■ SHORT EXERCISE
Write out the material again exactly, please, and omit the pictures.
==== DATASET EXCERPT
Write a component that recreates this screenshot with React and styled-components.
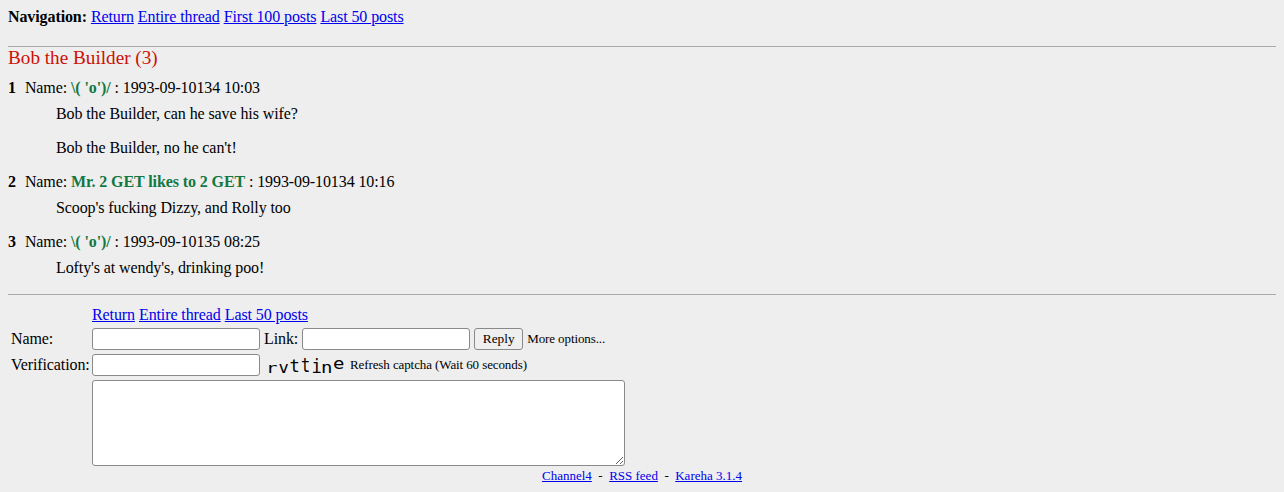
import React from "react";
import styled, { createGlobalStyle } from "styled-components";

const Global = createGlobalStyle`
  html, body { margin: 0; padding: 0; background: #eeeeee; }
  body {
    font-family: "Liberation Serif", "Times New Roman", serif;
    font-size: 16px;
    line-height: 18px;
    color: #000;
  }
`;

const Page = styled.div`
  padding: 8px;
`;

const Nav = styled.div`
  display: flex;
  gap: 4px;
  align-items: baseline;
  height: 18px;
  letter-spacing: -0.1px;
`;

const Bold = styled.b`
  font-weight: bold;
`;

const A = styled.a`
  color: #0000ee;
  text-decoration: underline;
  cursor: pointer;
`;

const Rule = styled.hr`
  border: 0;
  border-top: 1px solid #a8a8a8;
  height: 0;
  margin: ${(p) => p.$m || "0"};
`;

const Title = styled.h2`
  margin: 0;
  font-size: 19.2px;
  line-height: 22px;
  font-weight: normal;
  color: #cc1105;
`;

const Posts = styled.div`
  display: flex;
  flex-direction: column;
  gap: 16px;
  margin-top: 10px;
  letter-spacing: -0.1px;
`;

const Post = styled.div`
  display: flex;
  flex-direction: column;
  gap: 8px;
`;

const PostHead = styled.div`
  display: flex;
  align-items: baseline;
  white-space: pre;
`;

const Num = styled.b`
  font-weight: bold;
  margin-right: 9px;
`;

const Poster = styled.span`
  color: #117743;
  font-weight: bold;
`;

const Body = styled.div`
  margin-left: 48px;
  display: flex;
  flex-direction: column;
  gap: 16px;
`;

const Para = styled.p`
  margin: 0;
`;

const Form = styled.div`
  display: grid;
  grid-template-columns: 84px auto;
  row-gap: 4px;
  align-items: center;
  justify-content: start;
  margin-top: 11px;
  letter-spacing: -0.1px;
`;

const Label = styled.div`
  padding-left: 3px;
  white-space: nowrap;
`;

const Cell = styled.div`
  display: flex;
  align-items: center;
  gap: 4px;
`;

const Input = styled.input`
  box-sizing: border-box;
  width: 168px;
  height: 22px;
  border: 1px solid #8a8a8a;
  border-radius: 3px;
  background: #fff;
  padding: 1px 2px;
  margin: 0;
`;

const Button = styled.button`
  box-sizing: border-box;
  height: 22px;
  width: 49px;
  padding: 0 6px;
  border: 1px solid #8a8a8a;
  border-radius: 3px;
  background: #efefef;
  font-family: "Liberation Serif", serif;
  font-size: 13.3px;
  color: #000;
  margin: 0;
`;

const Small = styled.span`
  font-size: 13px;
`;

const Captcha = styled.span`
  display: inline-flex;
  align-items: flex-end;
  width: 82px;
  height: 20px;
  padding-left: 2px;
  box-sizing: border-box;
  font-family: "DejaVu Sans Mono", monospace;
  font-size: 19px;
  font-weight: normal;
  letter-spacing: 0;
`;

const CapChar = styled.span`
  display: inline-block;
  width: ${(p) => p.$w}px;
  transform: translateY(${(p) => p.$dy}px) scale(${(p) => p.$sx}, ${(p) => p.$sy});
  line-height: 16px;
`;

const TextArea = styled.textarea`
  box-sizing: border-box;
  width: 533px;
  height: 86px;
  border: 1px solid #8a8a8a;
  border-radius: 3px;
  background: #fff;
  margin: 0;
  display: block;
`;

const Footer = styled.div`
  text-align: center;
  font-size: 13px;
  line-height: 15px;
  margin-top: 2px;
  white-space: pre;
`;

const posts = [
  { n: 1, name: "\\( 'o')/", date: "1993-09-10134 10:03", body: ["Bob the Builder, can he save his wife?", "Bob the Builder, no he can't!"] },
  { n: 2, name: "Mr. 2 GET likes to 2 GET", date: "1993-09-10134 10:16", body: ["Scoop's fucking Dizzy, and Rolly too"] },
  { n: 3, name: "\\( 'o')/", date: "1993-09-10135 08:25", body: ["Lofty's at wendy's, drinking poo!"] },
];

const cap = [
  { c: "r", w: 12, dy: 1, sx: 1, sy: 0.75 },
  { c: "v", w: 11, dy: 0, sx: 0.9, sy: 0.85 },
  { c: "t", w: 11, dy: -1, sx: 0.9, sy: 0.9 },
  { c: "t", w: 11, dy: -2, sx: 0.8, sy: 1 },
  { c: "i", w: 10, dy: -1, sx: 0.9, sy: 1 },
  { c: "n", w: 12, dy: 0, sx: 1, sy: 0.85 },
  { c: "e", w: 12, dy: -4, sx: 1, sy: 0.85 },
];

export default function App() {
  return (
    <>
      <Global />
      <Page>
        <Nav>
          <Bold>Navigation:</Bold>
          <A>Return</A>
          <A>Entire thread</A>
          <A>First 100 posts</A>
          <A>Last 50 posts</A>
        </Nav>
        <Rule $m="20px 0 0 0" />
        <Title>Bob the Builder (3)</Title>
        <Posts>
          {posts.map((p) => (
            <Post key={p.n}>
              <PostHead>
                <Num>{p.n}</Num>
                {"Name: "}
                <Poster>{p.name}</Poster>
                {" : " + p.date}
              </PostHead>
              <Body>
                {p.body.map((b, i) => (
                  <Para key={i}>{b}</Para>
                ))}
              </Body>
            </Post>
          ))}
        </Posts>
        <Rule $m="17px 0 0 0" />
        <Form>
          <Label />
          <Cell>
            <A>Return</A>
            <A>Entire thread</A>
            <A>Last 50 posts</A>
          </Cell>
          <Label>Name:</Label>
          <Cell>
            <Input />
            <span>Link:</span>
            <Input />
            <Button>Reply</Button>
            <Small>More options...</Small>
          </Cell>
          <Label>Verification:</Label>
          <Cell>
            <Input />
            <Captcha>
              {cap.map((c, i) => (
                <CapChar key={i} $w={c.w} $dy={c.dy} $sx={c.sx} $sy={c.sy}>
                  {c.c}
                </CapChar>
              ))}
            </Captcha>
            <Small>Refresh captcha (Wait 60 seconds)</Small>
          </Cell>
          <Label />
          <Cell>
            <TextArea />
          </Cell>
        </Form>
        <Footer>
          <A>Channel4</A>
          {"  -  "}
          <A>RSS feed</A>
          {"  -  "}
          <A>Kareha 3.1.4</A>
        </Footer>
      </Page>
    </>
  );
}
========
■ FINAL RESULT
Write a component that recreates this screenshot with React and styled-components.
import React from "react";
import styled, { createGlobalStyle } from "styled-components";

const Global = createGlobalStyle`
  html, body { margin: 0; padding: 0; background: #eeeeee; }
  body {
    font-family: "Liberation Serif", "Times New Roman", serif;
    font-size: 16px;
    line-height: 18px;
    color: #000;
  }
`;

const Page = styled.div`
  padding: 8px;
`;

const Nav = styled.div`
  display: flex;
  gap: 4px;
  align-items: baseline;
  height: 18px;
  letter-spacing: -0.1px;
`;

const Bold = styled.b`
  font-weight: bold;
`;

const A = styled.a`
  color: #0000ee;
  text-decoration: underline;
  cursor: pointer;
`;

const Rule = styled.hr`
  border: 0;
  border-top: 1px solid #a8a8a8;
  height: 0;
  margin: ${(p) => p.$m || "0"};
`;

const Title = styled.h2`
  margin: 0;
  font-size: 19.2px;
  line-height: 22px;
  font-weight: normal;
  color: #cc1105;
`;

const Posts = styled.div`
  display: flex;
  flex-direction: column;
  gap: 16px;
  margin-top: 10px;
  letter-spacing: -0.1px;
`;

const Post = styled.div`
  display: flex;
  flex-direction: column;
  gap: 8px;
`;

const PostHead = styled.div`
  display: flex;
  align-items: baseline;
  white-space: pre;
`;

const Num = styled.b`
  font-weight: bold;
  margin-right: 9px;
`;

const Poster = styled.span`
  color: #117743;
  font-weight: bold;
`;

const Body = styled.div`
  margin-left: 48px;
  display: flex;
  flex-direction: column;
  gap: 16px;
`;

const Para = styled.p`
  margin: 0;
`;

const Form = styled.div`
  display: grid;
  grid-template-columns: 84px auto;
  row-gap: 4px;
  align-items: center;
  justify-content: start;
  margin-top: 11px;
  letter-spacing: -0.1px;
`;

const Label = styled.div`
  padding-left: 3px;
  white-space: nowrap;
`;

const Cell = styled.div`
  display: flex;
  align-items: center;
  gap: 4px;
`;

const Input = styled.input`
  box-sizing: border-box;
  width: 168px;
  height: 22px;
  border: 1px solid #8a8a8a;
  border-radius: 3px;
  background: #fff;
  padding: 1px 2px;
  margin: 0;
`;

const Button = styled.button`
  box-sizing: border-box;
  height: 22px;
  width: 49px;
  padding: 0 6px;
  border: 1px solid #8a8a8a;
  border-radius: 3px;
  background: #efefef;
  font-family: "Liberation Serif", serif;
  font-size: 13.3px;
  color: #000;
  margin: 0;
`;

const Small = styled.span`
  font-size: 13px;
`;

const Captcha = styled.span`
  display: inline-flex;
  align-items: flex-end;
  width: 82px;
  height: 20px;
  padding-left: 2px;
  box-sizing: border-box;
  font-family: "DejaVu Sans Mono", monospace;
  font-size: 19px;
  font-weight: normal;
  letter-spacing: 0;
`;

const CapChar = styled.span`
  display: inline-block;
  width: ${(p) => p.$w}px;
  transform: translateY(${(p) => p.$dy}px) scale(${(p) => p.$sx}, ${(p) => p.$sy});
  line-height: 16px;
`;

const TextArea = styled.textarea`
  box-sizing: border-box;
  width: 533px;
  height: 86px;
  border: 1px solid #8a8a8a;
  border-radius: 3px;
  background: #fff;
  margin: 0;
  display: block;
`;

const Footer = styled.div`
  text-align: center;
  font-size: 13px;
  line-height: 15px;
  margin-top: 2px;
  white-space: pre;
`;

const posts = [
  { n: 1, name: "\\( 'o')/", date: "1993-09-10134 10:03", body: ["Bob the Builder, can he save his wife?", "Bob the Builder, no he can't!"] },
  { n: 2, name: "Mr. 2 GET likes to 2 GET", date: "1993-09-10134 10:16", body: ["Scoop's fucking Dizzy, and Rolly too"] },
  { n: 3, name: "\\( 'o')/", date: "1993-09-10135 08:25", body: ["Lofty's at wendy's, drinking poo!"] },
];

const cap = [
  { c: "r", w: 12, dy: 1, sx: 1, sy: 0.75 },
  { c: "v", w: 11, dy: 0, sx: 0.9, sy: 0.85 },
  { c: "t", w: 11, dy: -1, sx: 0.9, sy: 0.9 },
  { c: "t", w: 11, dy: -2, sx: 0.8, sy: 1 },
  { c: "i", w: 10, dy: -1, sx: 0.9, sy: 1 },
  { c: "n", w: 12, dy: 0, sx: 1, sy: 0.85 },
  { c: "e", w: 12, dy: -4, sx: 1, sy: 0.85 },
];

export default function App() {
  return (
    <>
      <Global />
      <Page>
        <Nav>
          <Bold>Navigation:</Bold>
          <A>Return</A>
          <A>Entire thread</A>
          <A>First 100 posts</A>
          <A>Last 50 posts</A>
        </Nav>
        <Rule $m="20px 0 0 0" />
        <Title>Bob the Builder (3)</Title>
        <Posts>
          {posts.map((p) => (
            <Post key={p.n}>
              <PostHead>
                <Num>{p.n}</Num>
                {"Name: "}
                <Poster>{p.name}</Poster>
                {" : " + p.date}
              </PostHead>
              <Body>
                {p.body.map((b, i) => (
                  <Para key={i}>{b}</Para>
                ))}
              </Body>
            </Post>
          ))}
        </Posts>
        <Rule $m="17px 0 0 0" />
        <Form>
          <Label />
          <Cell>
            <A>Return</A>
            <A>Entire thread</A>
            <A>Last 50 posts</A>
          </Cell>
          <Label>Name:</Label>
          <Cell>
            <Input />
            <span>Link:</span>
            <Input />
            <Button>Reply</Button>
            <Small>More options...</Small>
          </Cell>
          <Label>Verification:</Label>
          <Cell>
            <Input />
            <Captcha>
              {cap.map((c, i) => (
                <CapChar key={i} $w={c.w} $dy={c.dy} $sx={c.sx} $sy={c.sy}>
                  {c.c}
                </CapChar>
              ))}
            </Captcha>
            <Small>Refresh captcha (Wait 60 seconds)</Small>
          </Cell>
          <Label />
          <Cell>
            <TextArea />
          </Cell>
        </Form>
        <Footer>
          <A>Channel4</A>
          {"  -  "}
          <A>RSS feed</A>
          {"  -  "}
          <A>Kareha 3.1.4</A>
        </Footer>
      </Page>
    </>
  );
}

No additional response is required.